I am not an economist and I can't judge which scenario is more likely. Indeed I can imagine one following the other in baffling succession derailing the most conservative of personal financial policies. Got savings? Inflation can wipe them out. Got assets? Watch deflation turn them into illiquid liabilities.

In other words, I am saying that I think that the economic system has become so unstable that there is no way to guarantee a comfortable future simply by saving/spending/investing - though I dare say if you are very wealthy indeed you will probably be all right.

Is this a council of despair?  I really don't think so.  I think it is much more a call to look at what is really important.  Money in the bank is handy and a nice house is great, but at the end of the day what really makes us happy?  I think it is how we get on with people around us and how we feel about what we are doing.  If you lived in a small community where you knew everyone, would you really want to be the person who worked out how to skive while everyone else did all the work?  I know I wouldn't.  And I know what I would think about the people who dodged their share.  Of course, we are human and know that some people are brighter or stronger or just have more energy and imagination than others.  Of course these people are going to get more out of life - but they probably put more into it.

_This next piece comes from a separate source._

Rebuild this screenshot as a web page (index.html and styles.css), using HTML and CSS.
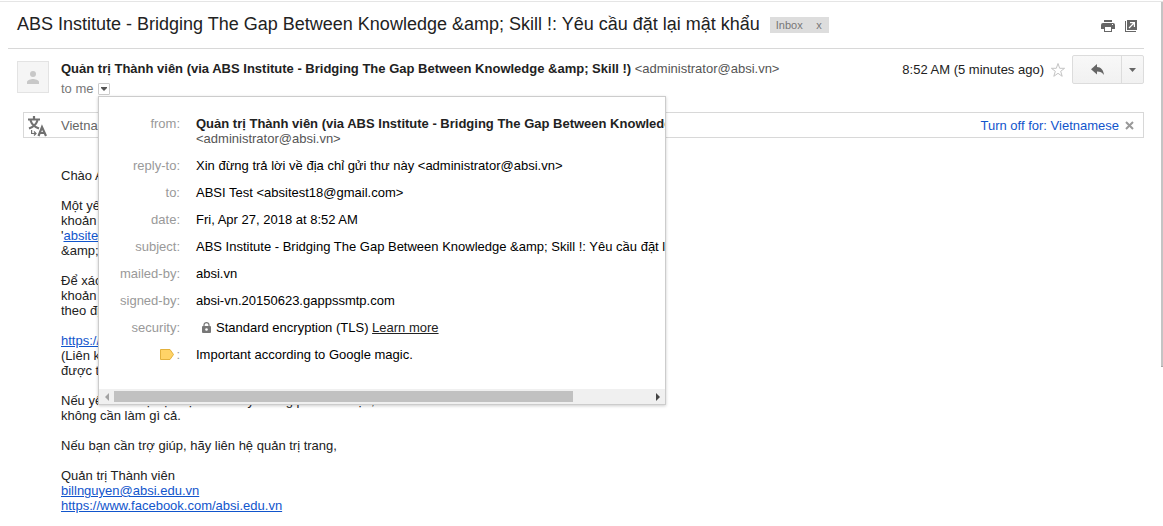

I think the way to live is to behave as if you live in a village and you want to be a good neighbour and to pull your weight in the community.  This means doing what you can to help other people.  It means keeping your skills and abilities at their highest level.  We might not live in small communities any more but we can still behave as if we do.  I think this is probably the best bet for our mental health, and it is probably the best option for our general well being as well.  We can't get out of the fact that we live in a world dominated by money - but that doesn't mean that we ourselves have to be dominated by money.   And when you look at what the world of money is likely to do to us over the next few years that may well be just as well.